生産の基本論~ものづくりの達人になるためにおさえるべきツボ~【第28回 ラインバランス】
文責:ジェムコ日本経営 コンサルタント 原 正俊
皆さんは、「IE」という言葉をご存じでしょうか?IEは、Industrial Engineering の略称で「生産工学」などと呼ばれ、「生産性向上」と「原価低減」を行うものです。「IE」の考え方に関する情報をコラムでお届けしてまいります。
28回目の今回は、「ラインバランス」についてです。
各工程のタクトを測定、バラツキをみる「ラインバランス」
工程順にラインが組まれている工場はたくさんあります。複数の作業者が順に作業していく場合、どうしても加工タクトの差がうまれ、遊びが生じます。ネック工程は追われることになります。ラインの生産性は、このネックのペースで決まってしまいます。

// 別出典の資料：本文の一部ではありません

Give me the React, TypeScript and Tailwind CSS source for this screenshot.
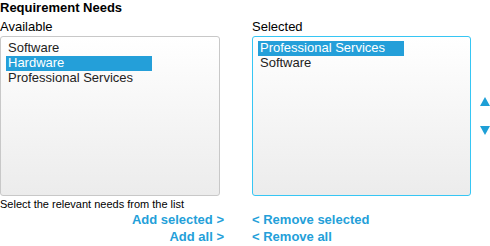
import React from "react";

function ListBox({ items, selected, focused }: { items: string[]; selected: number; focused?: boolean }) {
  return (
    <div
      className={`h-[160px] rounded-[3px] border bg-gradient-to-b from-white to-[#ececec] px-[5px] pt-[4px] ${
        focused ? "border-[#36c6f4]" : "border-[#c8c8c8]"
      }`}
    >
      {items.map((it, i) => (
        <div
          key={it}
          className={`h-[15px] w-[146px] pl-[2px] text-[13px] leading-[14px] ${
            i === selected ? "bg-[#249fd9] text-white" : "text-[#222]"
          }`}
        >
          {it}
        </div>
      ))}
    </div>
  );
}

export default function App() {
  return (
    <div className="w-[490px] h-[246px] bg-white font-['Liberation_Sans',Arial,sans-serif] text-black">
      <div className="text-[13px] font-bold leading-[15px] h-[17px]">Requirement Needs</div>
      <div className="flex">
        <div className="w-[220px]">
          <div className="text-[13px] leading-[19px] h-[19px]">Available</div>
          <ListBox items={["Software", "Hardware", "Professional Services"]} selected={1} />
          <div className="text-[11px] leading-[14px] mt-[1px]">Select the relevant needs from the list</div>
        </div>
        <div className="w-[219px] ml-[32px]">
          <div className="text-[13px] leading-[19px] h-[19px]">Selected</div>
          <ListBox items={["Professional Services", "Software"]} selected={0} focused />
        </div>
        <div className="flex flex-col items-center ml-[9px] pt-[80px] gap-[20px]">
          <svg width="10" height="9" viewBox="0 0 10 9">
            <polygon points="5,0 10,9 0,9" fill="#1e9fd6" />
          </svg>
          <svg width="10" height="9" viewBox="0 0 10 9">
            <polygon points="0,0 10,0 5,9" fill="#1e9fd6" />
          </svg>
        </div>
      </div>
      <div className="flex text-[13px] font-bold leading-[17px] text-[#249fd9]">
        <div className="w-[224px] flex flex-col items-end">
          <span>Add selected &gt;</span>
          <span>Add all &gt;</span>
        </div>
        <div className="ml-[28px] flex flex-col items-start">
          <span>&lt; Remove selected</span>
          <span>&lt; Remove all</span>
        </div>
      </div>
    </div>
  );
}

各工程のタクトを測定し、そのバラツキをみるのが「ラインバランス」です。これが100%であれば完全同期ということになります。しかし、実際にはそれを実現するのは非常に難しいものです。
ラインバランスのよさを表す「ラインバランス率」
ラインバランスがどのくらいいいのかを表すのが「ラインバランス率」です。これは、ラインの平均タクトをネック工程のタクトで割ることで求められます。
この値が高いほど、バランスのいいラインということになり、遊びの少ない効率的な生産ができます。ラインバランス率が90%以上であれば、1個送りも可能になります。それ以下ではしばしば溜りを生じるので、改善や工程の再配分によってタクトを合わせる必要が出てきます。
ラインバランスは工程グループでも応用できる
このラインバランスは、ひとつひとつの作業工程での考え方が基本です。しかし、工程グループでも応用して考えることができます。
つまり、いくつかの作業工程を組み合わせて工程グループを作り、そこへの材料の投入から完了までのタクトを、各工程グループで合わせていくということです。設備や加工によってどうしてもバランスが取れない場合には、グループ単位で考えることで溜りを作らずモノの流れをよくしていくことができます。
ラインバランス率が低い場合の対応策3点
ラインバランス率が低い場合の対応策として、考えられるのは、下記の3点です。参考にしてみください。
①応援
遅れている工程、トラブルが生じた工程へリリーフマンやリーダーが一時的に応援に入ること。タクトが回復したら、あるいは溜りが解消したら応援をやめます。
②助け合い工程
工程間に、前後どちらの作業者もできる「助け合い作業」を一つ設定します。前工程が遅れていれば、後ろの工程でその助け合い工程を作業します。逆に後ろ工程が遅れていれば前の作業者が行います。
③工程分割
ネック工程で1人の作業者が行っている一連の作業を分解し、要素作業単位で前後工程へ振り分けます。設備が制約になっていると実現は難しくなります。